Он уехал, а мне снова места мало в доме: вроде я его проводила в бездну. Сестренка Тамара в выходной стала меня убеждать, что рано или поздно это должно быть. Я говорю: «Знаю, но чувствует мое сердце, не любовь потянула его туда, а сила какая-то».
Вскоре получила письмо с приглашением на свадьбу, Зная, что я все деньги на него потратила, он пишет: «С вас ничего не надо, но привезите баян».
Я пошла к сестре, она отказалась ехать. Поехала со мной племянница Тамара Евгеньевна. И, честно говорю, ехала я не на радость, а на горе. Плакала я горькими слезами. Моя кровиночка свадьбу играет в чужой квартире и среди чужих мне людей.
Еще горше стало, когда я услышала, как Марийка говорила своей крестной, что она в положении. Я поняла: вот почему спешила Марийка со свадьбой. И на вечеру рассказала одна особа, что ребенок будет не от Володи. Опять борюсь с собой. Лишь бы жили хорошо. Ребенок не помеха.
Володя вскоре пришел в отпуск. Мария в декрет. Приехали погостить, я написала Степану: приедем всей семьей.
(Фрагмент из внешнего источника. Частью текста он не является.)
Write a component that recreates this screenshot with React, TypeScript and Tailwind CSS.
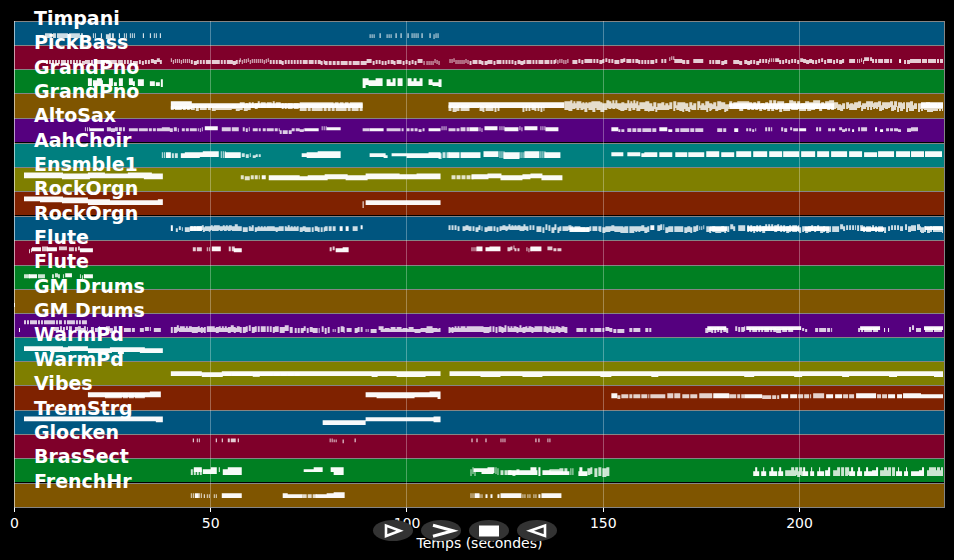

Тридцатого июня 1968 года пошла с обеда на работу и сижу на улице с девчатами около лебедок. И вдруг заплакала. Они с недоумением: «Чего ты ревешь? Сын с женой в гости приехали, а ты уливаешься горькими слезами». Я говорю: «Девчонки, я сама не знаю, что со мной, но рвется сердце, сил нет. Сбегаю к сестре — уж не случилось ли там что?» Прибежала к Масленцовым — там Володя и Мария. Томочка стол накрывает. Володя сразу подошел с вопросом: «Что случилось?» Я говорю: «Не знаю, что случилось. Я места не нахожу». Побыла минут десять, побежала на работу. Вечером я пришла в двенадцать, они лежали. Я села на край койки к Володе, и мы наверное, часа два вспоминали Толяшу. Потом я их поцеловала, пошла к себе в спальню. Еще долго не могла уснуть. И вроде только задремала, как будильник зазвенел: мне с утра. Я написала, где что лежит, чтоб они готовили и ели. Началась погрузка, я пошла на ленту.